她虽然不是什么太医,但那方子一看就知道是下胎的药,每一味药都性烈刚猛,一碗下去,顶多一个时辰,必然见红。
上官露打发走了刘琨,便看向灵枢:“你怕什么?你不过是替本宫从御药房端一碗‘安胎药’过来,要是有人查问,你实话实说就好了。”
灵枢不解,实话实说?
上官露道:“要是出了什么事,你看到什么说什么,不要多添一个字,也不要少一个字,就能保你安然无恙。”
灵枢把心一横,颔首道:“灵枢早就是娘娘的人,但凭娘娘差遣。”
上官露对她的表现很满意,赞许道:“你很聪明。”便放她回了药局。
就寝前,上官露向凝香求证道:“今天一个白天,福禄都不在陛下的身边。”
“是。
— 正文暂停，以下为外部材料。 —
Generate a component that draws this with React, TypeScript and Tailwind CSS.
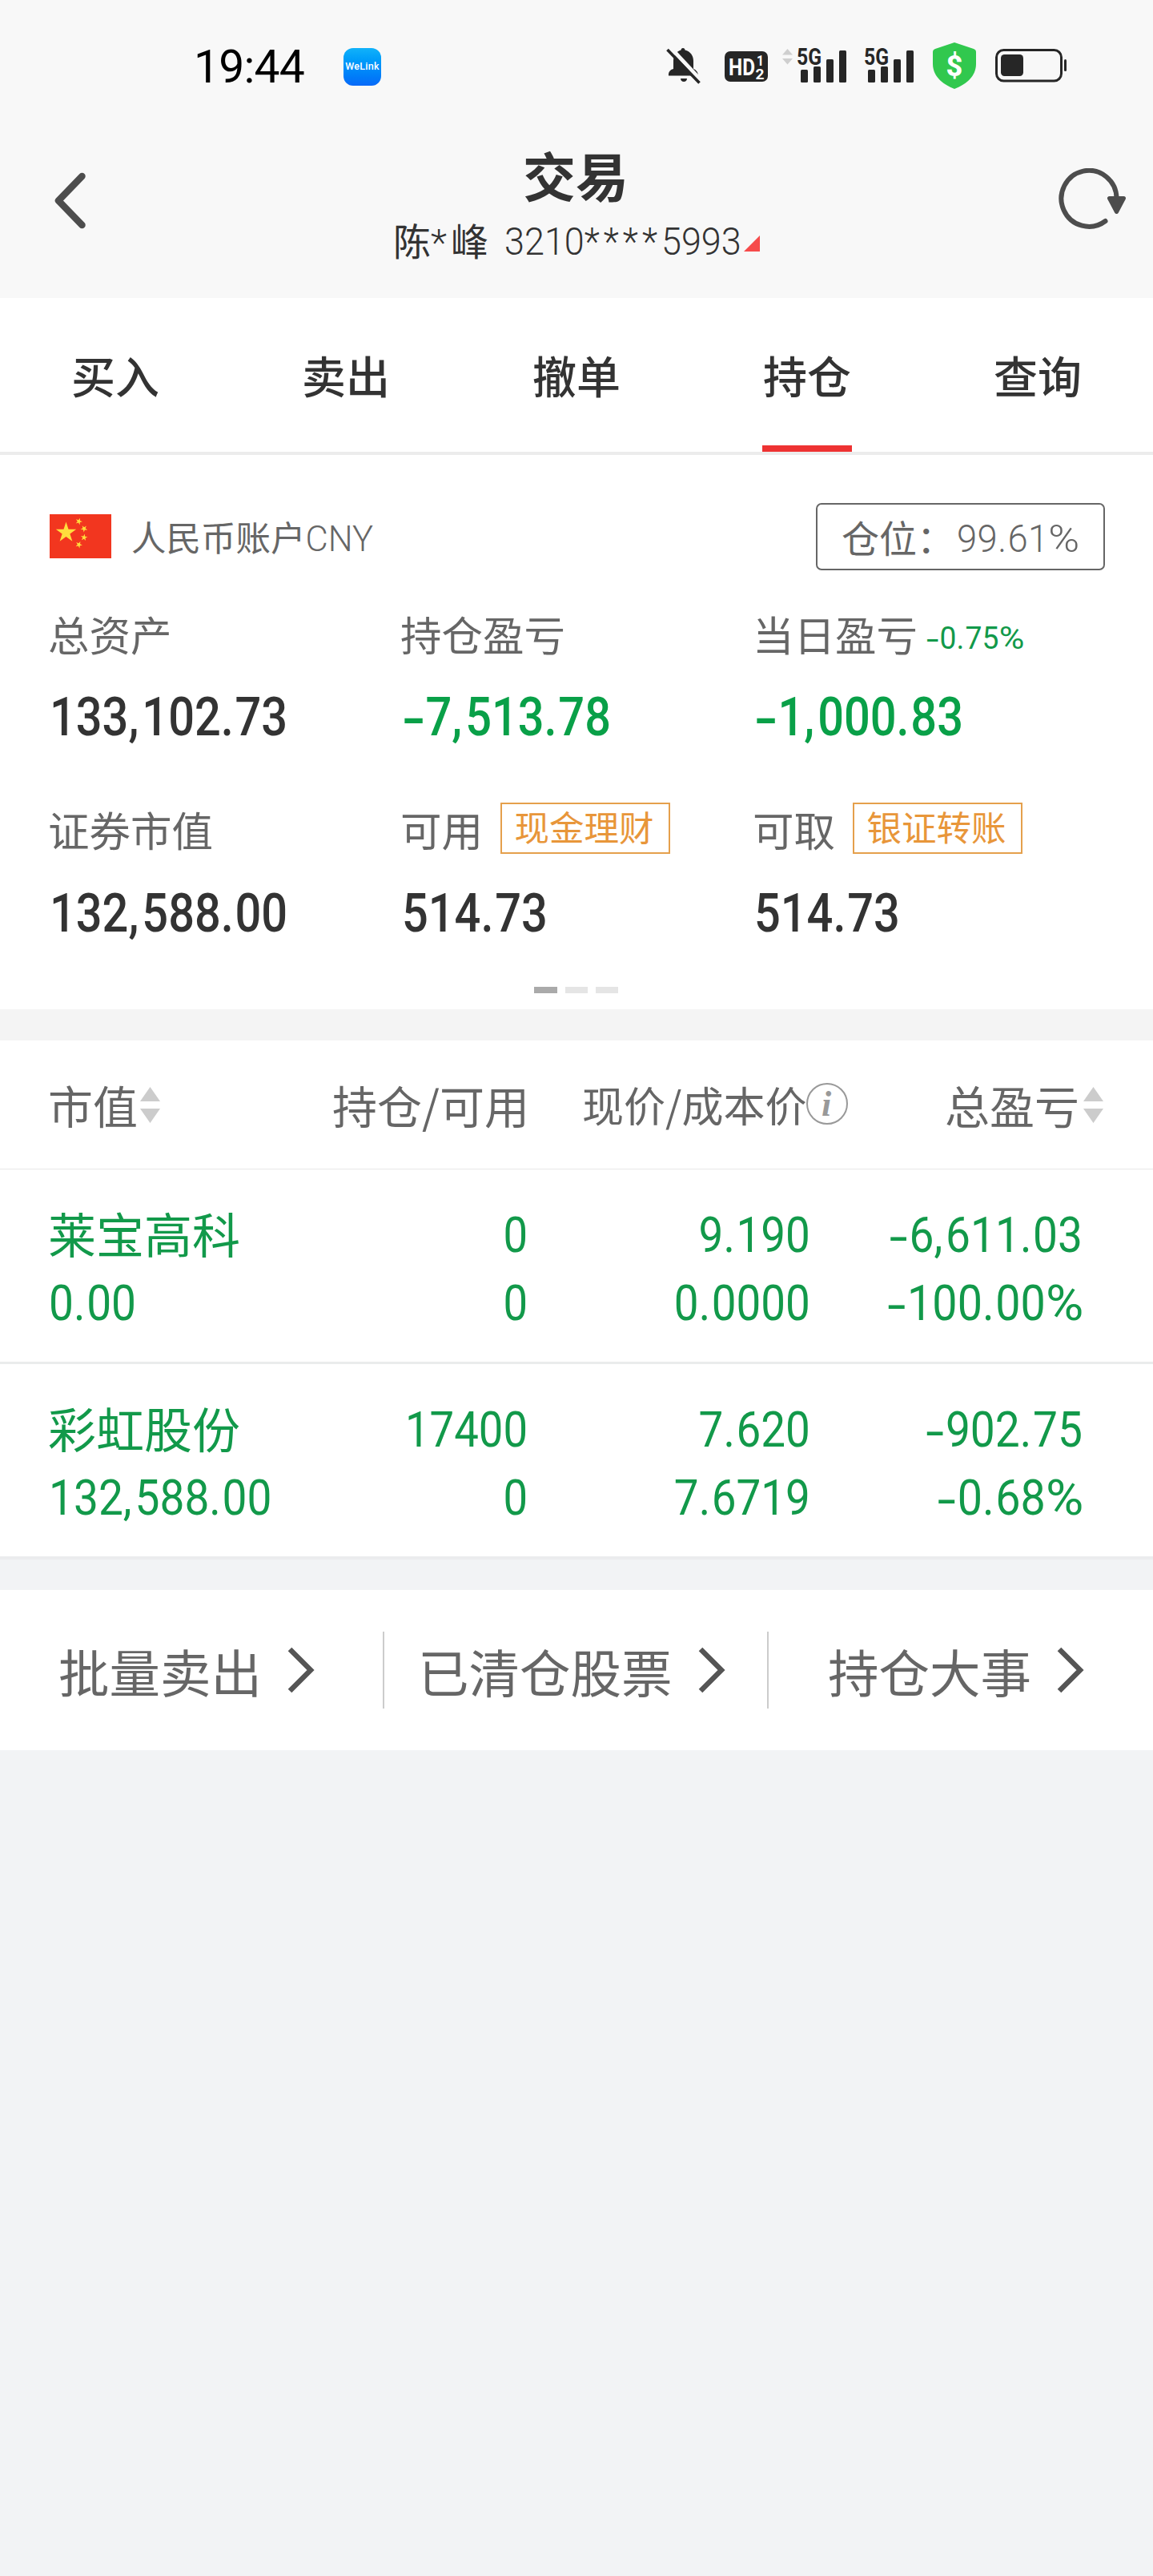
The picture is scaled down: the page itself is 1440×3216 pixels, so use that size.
import { Fragment } from 'react';
import clsx from 'clsx';

interface Holding {
  name: string;
  marketValue: string;
  position: string;
  available: string;
  price: string;
  cost: string;
  profit: string;
  profitRate: string;
}

const TABS = ['买入', '卖出', '撤单', '持仓', '查询'];
const ACTIVE_TAB = '持仓';

const HOLDINGS: Holding[] = [
  {
    name: '莱宝高科',
    marketValue: '0.00',
    position: '0',
    available: '0',
    price: '9.190',
    cost: '0.0000',
    profit: '-6,611.03',
    profitRate: '-100.00%',
  },
  {
    name: '彩虹股份',
    marketValue: '132,588.00',
    position: '17400',
    available: '0',
    price: '7.620',
    cost: '7.6719',
    profit: '-902.75',
    profitRate: '-0.68%',
  },
];

const ACTIONS = [
  { label: '批量卖出', className: 'pl-[73px]' },
  { label: '已清仓股票', className: 'pl-[42px]' },
  { label: '持仓大事', className: 'pl-[74px]' },
];

// Condensed figures with a wider minus and percent sign.
function Num({ value, className }: { value: string; className?: string }) {
  return (
    <span className={clsx("inline-block whitespace-pre font-['Roboto',sans-serif] leading-none", className)}>
      {value.split(/([-,.*%])/).map((part, i) => {
        if (part === '-') return <span key={i} className="mr-[0.17em] inline-block origin-left translate-y-[0.03em] scale-x-[1.5]">-</span>;
        if (part === '%') return <span key={i} className="mr-[0.1em] inline-block origin-left scale-x-[1.16]">%</span>;
        if (part === ',') return <span key={i} className="tracking-[0.07em]">,</span>;
        if (part === '.') return <span key={i} className="tracking-[0.03em]">.</span>;
        if (part === '*') return <span key={i} className="tracking-[0.11em]">*</span>;
        return <Fragment key={i}>{part}</Fragment>;
      })}
    </span>
  );
}

function BellOffIcon() {
  return (
    <svg width="44" height="46" viewBox="0 0 44 46">
      <path
        d="M21 1c1.500 0 2.500 1 2.500 2.400C30 5 34 10 34 17v10c3 1 6 4 6 8.500H3C2.500 31 5 28 9 27V17c0-7 4-12 9.500-13.600C18.500 2 19.500 1 21 1z"
        fill="#262626"
      />
      <path d="M18 39h8c0 2.500-1.800 4-4 4s-4-1.500-4-4z" fill="#262626" />
      <path d="M5 0l40 43" stroke="#f8f8f8" strokeWidth="5" />
      <path d="M1.500 3l40 41.500" stroke="#262626" strokeWidth="3.600" />
    </svg>
  );
}

function HdIcon() {
  return (
    <svg className="overflow-visible" width="54" height="38" viewBox="0 0 54 38">
      <rect width="54" height="38" rx="7" fill="#262626" />
      <text x="5" y="29.500" fontFamily="Roboto, sans-serif" fontWeight="700" fontSize="29" fill="#fff" textLength="33" lengthAdjust="spacingAndGlyphs">HD</text>
      <text x="40" y="18" fontFamily="Roboto, sans-serif" fontWeight="700" fontSize="18" fill="#fff" textLength="9" lengthAdjust="spacingAndGlyphs">1</text>
      <text x="38.500" y="34.500" fontFamily="Roboto, sans-serif" fontWeight="700" fontSize="18" fill="#fff" textLength="11" lengthAdjust="spacingAndGlyphs">2</text>
    </svg>
  );
}

function SignalIcon({ arrows = false }: { arrows?: boolean }) {
  return (
    <svg className="overflow-visible" width="80" height="46" viewBox="0 0 80 46">
      {arrows && <path d="M0 9.500L6.500 2 13 9.500zM0 14h13l-6.500 7.500z" fill="#cfcfcf" />}
      <text x="18" y="22" fontFamily="Roboto, sans-serif" fontWeight="700" fontSize="30" fill="#262626" textLength="31" lengthAdjust="spacingAndGlyphs">5G</text>
      <g fill="#262626">
        <rect x="23" y="28" width="9" height="16" rx="1.500" />
        <rect x="39" y="24" width="9" height="20" rx="1.500" />
        <rect x="55" y="15" width="9" height="29" rx="1.500" />
        <rect x="71" y="4" width="9" height="40" rx="1.500" />
      </g>
    </svg>
  );
}

function ShieldIcon() {
  return (
    <svg width="54" height="58" viewBox="0 0 54 58">
      <path d="M27 0l24 8c2 .7 3 2 3 4v15c0 14-11 25-27 31C11 52 0 41 0 27V12c0-2 1-3.300 3-4z" fill="#31c84e" />
      <text x="27" y="41.500" textAnchor="middle" fontFamily="Roboto, sans-serif" fontWeight="800" fontSize="36" fill="#fff">$</text>
    </svg>
  );
}

function BatteryIcon() {
  return (
    <svg width="90" height="42" viewBox="0 0 90 42">
      <rect x="1.500" y="1.500" width="81" height="38.500" rx="9" fill="none" stroke="#262626" strokeWidth="3" />
      <rect x="7" y="7" width="28" height="27" rx="4.500" fill="#262626" />
      <rect x="86" y="13" width="3" height="15" rx="1.500" fill="#262626" />
    </svg>
  );
}

function StatusBar() {
  return (
    <div className="flex h-[166px] items-center pb-[2px]">
      <span className="ml-[242px] w-[187px] pt-[3px] font-['Roboto',sans-serif] text-[57px] leading-none tracking-[-0.8px] text-black">19:44</span>
      <div className="mt-[2px] flex size-[47px] items-center justify-center rounded-[12px] bg-linear-to-b from-[#12b2f9] to-[#0a69f8] font-['Roboto',sans-serif] text-[12.5px] leading-none font-medium tracking-[0.3px] text-white">
        WeLink
      </div>
      <div className="ml-[356px] flex items-center">
        <BellOffIcon />
        <div className="mt-[2px] ml-[29px]"><HdIcon /></div>
        <div className="ml-[18px]"><SignalIcon arrows /></div>
        <div className="ml-[4px]"><SignalIcon /></div>
        <div className="ml-[24px]"><ShieldIcon /></div>
        <div className="ml-[24px]"><BatteryIcon /></div>
      </div>
    </div>
  );
}

function NavBar() {
  return (
    <div className="flex h-[206px] justify-between text-[#333]">
      <svg className="mt-[49px] ml-[68px]" width="40" height="71" viewBox="0 0 40 71">
        <path d="M34.500 5L5 35.500l29.500 30.500" fill="none" stroke="#4d4d4d" strokeWidth="8.500" strokeLinecap="round" strokeLinejoin="round" />
      </svg>
      <div className="ml-[8px] w-[460px]">
        <h1 className="mt-[18px] text-center text-[66px] leading-none font-bold">交易</h1>
        <div className="mt-[24px] ml-[2px] flex h-[52px] items-center text-[47px] leading-none">
          <span className="w-[139px] shrink-0 whitespace-nowrap">
            陈<span className="inline-block w-[25px] font-['Roboto',sans-serif] font-light">*</span>峰
          </span>
          <Num value="3210****5993" className="mt-[3px] mr-[-20px] origin-left scale-x-[0.937] text-[48px] font-[350]" />
          <svg className="mt-[7px] ml-[3px]" width="20" height="20" viewBox="0 0 20 20">
            <path d="M20 0v20H0z" fill="#f64b4b" />
          </svg>
        </div>
      </div>
      <svg className="mt-[44px] mr-[32px]" width="86" height="78" viewBox="0 0 86 78">
        <path d="M72.500 38A34.500 35 0 1 0 58.500 66" fill="none" stroke="#4d4d4d" strokeWidth="6" strokeLinecap="round" />
        <path d="M63.500 37.500h18l-9 17z" fill="#4d4d4d" stroke="#4d4d4d" strokeWidth="5" strokeLinejoin="round" />
      </svg>
    </div>
  );
}

function Tabs() {
  return (
    <nav className="grid h-[196px] grid-cols-5 border-b-4 border-[#ececec] bg-white">
      {TABS.map((tab) => (
        <div key={tab} className="flex flex-col items-center justify-between">
          <span className="mt-[68px] text-[55px] leading-none font-medium text-[#333]">{tab}</span>
          {tab === ACTIVE_TAB && <div className="h-[8px] w-[112px] bg-[#ee3232]" />}
        </div>
      ))}
    </nav>
  );
}

const STAR = 'M0-10L2.245-3.090 9.511-3.090 3.633 1.180 5.878 8.090 0 3.820-5.878 8.090-3.633 1.180-9.511-3.090-2.245-3.090z';

function Flag() {
  return (
    <svg className="mb-[1px]" width="77" height="55" viewBox="0 0 77 55">
      <rect width="77" height="55" fill="#f2361f" />
      <g fill="#ffde3d">
        <path d={STAR} transform="translate(20.500 23) scale(1.340)" />
        <path d={STAR} transform="translate(36.500 9) rotate(20) scale(.45)" />
        <path d={STAR} transform="translate(43 18) rotate(40) scale(.45)" />
        <path d={STAR} transform="translate(43 29) rotate(8) scale(.45)" />
        <path d={STAR} transform="translate(36.500 38) rotate(25) scale(.45)" />
      </g>
    </svg>
  );
}

function Stat({ label, value, tag, rate, green }: { label: string; value: string; tag?: string; rate?: string; green?: boolean }) {
  return (
    <div className="w-[440px]">
      <div className="-ml-[2px] flex h-[64px] items-center whitespace-nowrap text-[#666]">
        <span className="pt-[3px] text-[51.500px] leading-none">{label}</span>
        {rate && <Num value={rate} className="mt-[17px] ml-[11px] origin-left scale-x-[0.955] text-[39px] text-[#12994a]" />}
        {tag && (
          <span className="ml-[22px] flex h-[64px] w-[212px] items-center justify-center border-2 border-[#e5a04c] pr-[3px] pb-[3px] text-[43.500px] leading-none text-[#e8963a]">
            {tag}
          </span>
        )}
      </div>
      <Num
        value={value}
        className={clsx('mt-[40px] origin-left scale-x-[0.855] text-[67.500px] font-medium', green ? 'text-[#09a048]' : 'text-[#333]')}
      />
    </div>
  );
}

function AccountSummary() {
  return (
    <section className="h-[692px] bg-white pt-[60px] pl-[62px]">
      <div className="flex h-[84px] items-center text-[#666]">
        <Flag />
        <span className="ml-[25px] pt-[3px] text-[43.500px] leading-none">
          人民币账户<span className="font-['Roboto',sans-serif] font-[350]">CNY</span>
        </span>
        <div className="mr-[60px] ml-auto flex h-[84px] w-[361px] items-center rounded-[7px] border-2 border-[#666] pl-[30px]">
          <span className="w-[144px] pb-[2px] text-[47px] leading-none whitespace-nowrap">仓位：</span>
          <Num value="99.61%" className="mt-[6px] origin-left scale-x-[0.945] text-[48px] font-[350] tracking-[0.01em]" />
        </div>
      </div>
      <div className="mt-[45px] flex">
        <Stat label="总资产" value="133,102.73" />
        <Stat label="持仓盈亏" value="-7,513.78" green />
        <Stat label="当日盈亏" value="-1,000.83" rate="-0.75%" green />
      </div>
      <div className="mt-[73px] flex">
        <Stat label="证券市值" value="132,588.00" />
        <Stat label="可用" value="514.73" tag="现金理财" />
        <Stat label="可取" value="514.73" tag="银证转账" />
      </div>
      <div className="mt-[59px] ml-[605px] flex gap-[10px]">
        <i className="h-[8px] w-[29px] bg-[#aaa]" />
        <i className="h-[8px] w-[28px] bg-[#e5e5e5]" />
        <i className="h-[8px] w-[28px] bg-[#e5e5e5]" />
      </div>
    </section>
  );
}

function SortIcon() {
  return (
    <svg width="25" height="45" viewBox="0 0 25 45">
      <path d="M0 18L12.500 0 25 18zM0 27h25L12.500 45z" fill="#ccc" />
    </svg>
  );
}

function HoldingsTable() {
  return (
    <section className="bg-white">
      <div className="flex h-[161px] items-center border-b border-[#e8e8e8] pl-[60px] text-[56px] leading-none whitespace-nowrap text-[#666]">
        <div className="flex w-[355px] items-center gap-[3px]">
          市值<SortIcon />
        </div>
        <div className="w-[312px]">持仓/可用</div>
        <div className="flex w-[453px] items-center text-[52px]">
          现价/成本价
          <svg className="mb-[2px] -ml-[1px]" width="54" height="54" viewBox="0 0 54 54">
            <circle cx="27" cy="27" r="25" fill="none" stroke="#999" strokeWidth="2" />
            <text x="26" y="42" textAnchor="middle" fontFamily="Liberation Serif, serif" fontStyle="italic" fontWeight="700" fontSize="44" fill="#999">i</text>
          </svg>
        </div>
        <div className="flex items-center gap-[5px]">
          总盈亏<SortIcon />
        </div>
      </div>
      {HOLDINGS.map((row, i) => (
        <div
          key={row.name}
          className={clsx(
            'grid grid-cols-[250px_348px_353px_340px] grid-rows-[85px_85px] items-center justify-items-end pt-[41px] pl-[61px] text-[60.500px] text-[#12994a]',
            i === 0 ? 'h-[243px] border-b-3 border-[#eaecec]' : 'h-[244px] border-b-4 border-[#ebecee]'
          )}
        >
          <span className="-ml-[1px] justify-self-start pb-[9px] text-[60px] leading-none whitespace-nowrap">{row.name}</span>
          <Num value={row.position} className="origin-right scale-x-[0.9]" />
          <Num value={row.price} className="origin-right scale-x-[0.905]" />
          <Num value={row.profit} className="origin-right scale-x-[0.91]" />
          <Num value={row.marketValue} className="origin-left scale-x-[0.91] justify-self-start" />
          <Num value={row.available} className="origin-right scale-x-[0.9]" />
          <Num value={row.cost} className="origin-right scale-x-[0.905]" />
          <Num value={row.profitRate} className="origin-right scale-x-[0.92]" />
        </div>
      ))}
    </section>
  );
}

function Actions() {
  return (
    <section className="mt-[38px] grid h-[200px] grid-cols-3 items-center bg-white">
      {ACTIONS.map(({ label, className }, i) => (
        <div key={label} className={clsx('flex h-[96px] items-center', i < 2 && 'border-r-2 border-[#ccc]', className)}>
          <span className="pt-[2px] text-[63.500px] leading-none whitespace-nowrap text-[#666]">{label}</span>
          <svg className="ml-[31px]" width="36" height="58" viewBox="0 0 36 58">
            <path d="M4 3l26 26L4 55" fill="none" stroke="#555" strokeWidth="6.500" />
          </svg>
        </div>
      ))}
    </section>
  );
}

export default function App() {
  return (
    <div className="min-h-[3216px] w-[1440px] bg-[#f2f3f5] font-['Noto_Sans_CJK_SC',sans-serif]">
      <header className="bg-[#f8f8f8]">
        <StatusBar />
        <NavBar />
      </header>
      <Tabs />
      <AccountSummary />
      <div className="h-[39px] bg-[#f4f4f4]" />
      <HoldingsTable />
      <Actions />
    </div>
  );
}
”凝香回道,“按照娘娘的计划,陛下于数日前开始盘库,金银财宝缺失不少,陛下抽空来贺仪妃,但手头上的活计没撂下,派了福禄过去当督查,现下这么夜估计也是为了这档子事。”
上官露的嘴角噙了一抹志得意满的笑:“这盘棋终于开始有点意思了。”她拉着凝香的手,叮嘱道:“你明天得空了去长春宫和仪妃通个气,她到时该说什么话该怎么做,好让她心里有数。”
“奴婢省得的。”凝香低声道。
上官露见她鲜少那么安静,不聒噪,叹了口气道:“你这是在怪我。”
凝香垂头道:“奴婢不敢,崔先生把奴婢送到娘娘身边,就是任由娘娘差遣的,奴婢适才逾矩了,娘娘定有娘娘的打算。”
上官露躺平了拉好薄毯道:“哪有什么打算,你这样说就是还怪我,我知道你是心疼我。但我……”
她累极了,话说到一半,就沉沉的入睡,凝香在榻边难过的红了眼圈。